The measured calm of The Tablet magazine, the Catholic intellectual weekly, has been shattered in a burst of holy spleen.
The head of Ampleforth College, Britain's most prestigious and expensive Catholic school, has used its pages to mount a scathing attack on the growing band of Catholic toffs sending their offspring to Anglican alternatives - Eton and Harrow included. They stand accused of taking a "shallow and sentimental" approach to the church and submitting to the forces of secularism.
Not content with lashing his fellow Catholics, Father Leo Chamberlain then turns his scorn on Anglican public schools where, he says, religion has become "a marginal event".
"Rare is the Anglican school which has all its pupils in chapel on a Sunday, " writes the Benedictine monk.
"Ironically, the very time that religious ideals are vanishing from these schools, Catholics are joining them," he complains.
Father Leo believes that Catholic toffs should go to toffish schools for Catholics - such as his north Yorkshire college. Known as the Catholic Eton, it charges Pounds 4,680 a term.
The Catholic independent sector has suffered in recent years, with the number of schools dropping from 385 to 199. Belmont, another Benedictine school in Herefordshire, closed in 1994, the year that also saw the end of the school at Buckfast Abbey, Dorset. Ampleforth has survived better than most.

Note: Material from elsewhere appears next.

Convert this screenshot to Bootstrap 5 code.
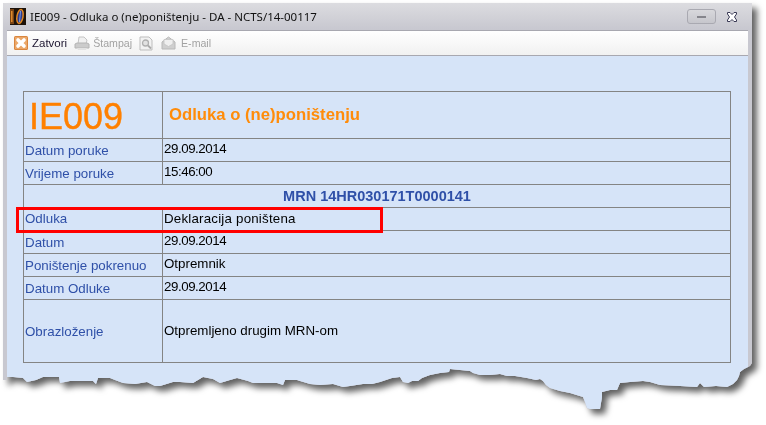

The latest Tablet also features a counterblast from Eton, keen to assure the readers of its spiritual credentials.
The chaplain, David Forrester, says the school is "Christian not only in its foundation but in its daily functioning". Catholics are offered daily mass, plus special lessons in doctrine and trips to Lourdes.
"It is certain that Catholic parents, in the interests of what they see as the good of their children, will continue to send their sons and daughters, " he writes. "Should these parents be supported or, as some believe, somehow be penalised or be made to feel guilty?"